Apixaban Inhibits Progression of Experimental Diabetic Nephropathy by Blocking Advanced Glycation End Product-Receptor Axis.

Diabetes is associated with an increased risk of thromboembolism. However, the effects of apixaban, a factor Xa inhibitor on diabetic nephropathy, remain unknown. Six-week-old Wistar rats received a single 60 mg/kg intraperitoneal injection of streptozotocin to produce a model of type 1 diabetes. Type 1 diabetic and non-diabetic control rats were treated with or without apixaban orally for 8 weeks, and blood and kidneys were obtained for biochemical, real-time reverse transcription-polymerase chain reaction (RT-PCR) and morphological analyses.
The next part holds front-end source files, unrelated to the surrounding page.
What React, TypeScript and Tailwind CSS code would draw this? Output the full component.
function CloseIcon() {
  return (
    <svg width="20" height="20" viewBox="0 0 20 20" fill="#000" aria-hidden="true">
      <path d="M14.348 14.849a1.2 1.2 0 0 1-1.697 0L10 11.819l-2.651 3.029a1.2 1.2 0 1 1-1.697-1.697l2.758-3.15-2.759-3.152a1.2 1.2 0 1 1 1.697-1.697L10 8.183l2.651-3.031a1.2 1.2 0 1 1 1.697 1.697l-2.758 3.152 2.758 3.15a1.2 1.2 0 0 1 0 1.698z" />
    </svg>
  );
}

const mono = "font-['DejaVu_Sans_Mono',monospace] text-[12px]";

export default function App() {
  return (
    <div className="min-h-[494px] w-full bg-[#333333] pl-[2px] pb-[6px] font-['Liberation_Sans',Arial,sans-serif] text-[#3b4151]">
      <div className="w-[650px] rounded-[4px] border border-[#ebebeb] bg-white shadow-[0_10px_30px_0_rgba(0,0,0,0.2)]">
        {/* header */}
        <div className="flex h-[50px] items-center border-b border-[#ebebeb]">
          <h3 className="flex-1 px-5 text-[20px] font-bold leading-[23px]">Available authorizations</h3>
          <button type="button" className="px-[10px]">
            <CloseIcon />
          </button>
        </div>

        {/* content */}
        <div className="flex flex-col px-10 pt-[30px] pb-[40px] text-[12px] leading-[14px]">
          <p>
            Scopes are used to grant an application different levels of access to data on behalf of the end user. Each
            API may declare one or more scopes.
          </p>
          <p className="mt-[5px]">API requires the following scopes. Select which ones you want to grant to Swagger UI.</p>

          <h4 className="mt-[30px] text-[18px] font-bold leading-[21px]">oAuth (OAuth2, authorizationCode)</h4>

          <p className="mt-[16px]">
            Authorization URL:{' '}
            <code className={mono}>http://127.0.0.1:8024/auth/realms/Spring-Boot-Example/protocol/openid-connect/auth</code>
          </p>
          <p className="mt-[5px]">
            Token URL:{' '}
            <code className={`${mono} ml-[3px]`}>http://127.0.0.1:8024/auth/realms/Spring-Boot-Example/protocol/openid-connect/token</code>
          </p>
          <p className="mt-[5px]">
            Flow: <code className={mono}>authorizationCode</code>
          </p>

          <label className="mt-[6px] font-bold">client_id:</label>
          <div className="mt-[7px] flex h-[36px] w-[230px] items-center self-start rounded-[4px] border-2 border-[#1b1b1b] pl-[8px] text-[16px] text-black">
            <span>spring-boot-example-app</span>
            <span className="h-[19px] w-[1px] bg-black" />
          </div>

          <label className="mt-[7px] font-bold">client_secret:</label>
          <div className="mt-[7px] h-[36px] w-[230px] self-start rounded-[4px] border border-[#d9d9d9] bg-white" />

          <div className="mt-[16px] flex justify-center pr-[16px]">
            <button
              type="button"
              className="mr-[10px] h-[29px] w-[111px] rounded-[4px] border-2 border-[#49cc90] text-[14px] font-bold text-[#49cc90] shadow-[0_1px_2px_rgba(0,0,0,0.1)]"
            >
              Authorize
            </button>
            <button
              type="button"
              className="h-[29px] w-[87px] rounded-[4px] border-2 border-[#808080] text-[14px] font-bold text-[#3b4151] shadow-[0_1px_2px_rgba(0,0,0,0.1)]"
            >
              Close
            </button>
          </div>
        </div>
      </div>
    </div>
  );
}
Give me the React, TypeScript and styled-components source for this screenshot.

Although apixaban treatment did not affect glycemic or lipid parameters, it significantly (p < 0.01) inhibited the increases in advanced glycation end products (AGEs), the receptor for AGEs (RAGE) mRNA and protein levels, 8-hydroxy-2'-deoxyguanosine (8-OHdG), and NADPH oxidase-driven superoxide generation in diabetic rats at 14 weeks old. Compared with non-diabetic rats, gene and protein expression levels of monocyte chemoattractant protein-1 (MCP-1), vascular cell adhesion molecule-1 (VCAM-1), transforming growth factor-β (TGF-β), connective tissue growth factor (CTGF), and fibronectin were increased in 14-week-old diabetic rats, which were associated with enhanced renal expression of kidney injury molecule-1 (KIM-1) and Mac-3, increased extracellular matrix accumulation in the kidneys, and elevated urinary excretion levels of protein and KIM-1, all of which were significantly inhibited by the treatment with apixaban. Urine KIM-1 levels were significantly (p < 0.01) and positively correlated with AGEs (r = 0.690) and 8-OHdG (r = 0.793) in the kidneys and serum 8-OHdG levels (r = 0.823). Our present findings suggest that apixaban could ameliorate renal injury in streptozotocin-induced type 1 diabetic rats partly by blocking the AGE-RAGE-oxidative stress axis in diabetic kidneys.